Michael Arnett is an independent consultant focusing on sales and business development within the digital signage space. His company, Aurora Dynamic, is based in Montreal. (Aurora Dynamic is not affiliated with WireSpring.)


0 # Anthony Walker 2012-04-05 19:15
Bill - good solid information, I hope you don't mind if I tweet it out. Thanks.
0 # Bill Gerba 2012-04-05 20:51
Hi Anthony, Please do. And stay tuned for more insights and commentary from Michael Arnett. I think he still has a few bones to pick...
-1 # Steve Gladden 2012-04-05 22:35
Ditto on almost every statement - but with regard to the large format touch screen market. Telltale signs are similar, minus the ad revenue wish list. How to know when an interactive deal is unlikely: 1. Content is scheduled to be the company's website 2. Requests multi-touch, but isn't really sure why or how the multiple points of touch will be leveraged 3. Continually asks for clarification on the "touch screen software," but isn't referring to an application, but rather the "software" that makes the touch screen go (99.9% of touch technologies in LFD are HID/USB compliant). 4. Assumes the technology is resistive or capacitive (you know, the technology from the 70's and 80's) 5. Gets sticker shocked when the word thousands leaves your lips.
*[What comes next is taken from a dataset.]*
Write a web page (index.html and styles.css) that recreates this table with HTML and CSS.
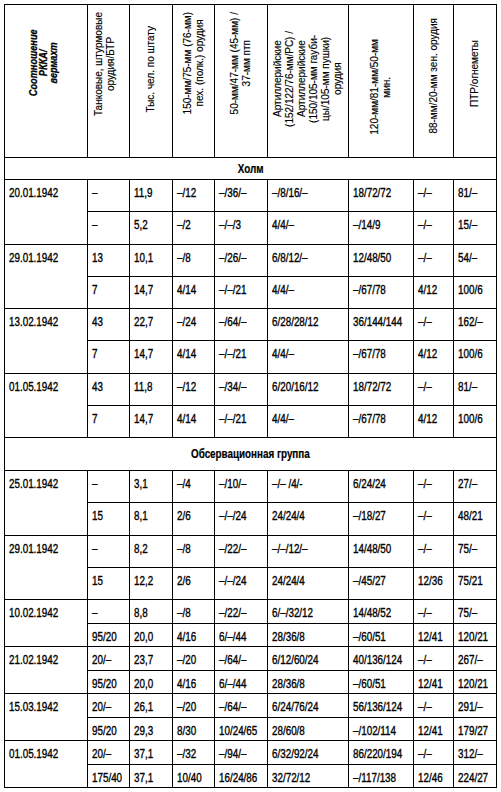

Yes, i once had a "big lead" for an 82" touch monitor, and he couldn't understand why it was more than $2500 6. Refers to the display (no matter how many times you correct him) as TV's. Thanks for the article Bill and Michael. Good stuff as always. I am going to repurpose that sales checklist for our sales team, if you don't miond. And i'll likely Tweet too!! Ciao, -Steve
+1 # Bill Gerba 2012-04-09 16:09
Hi steve, Thanks for the comparative info :) In fact I'm sure there are hundreds of industries that parallel ours with regard to having too many dreamers, but I guess that's a consequence of being in a 'hot' space, right?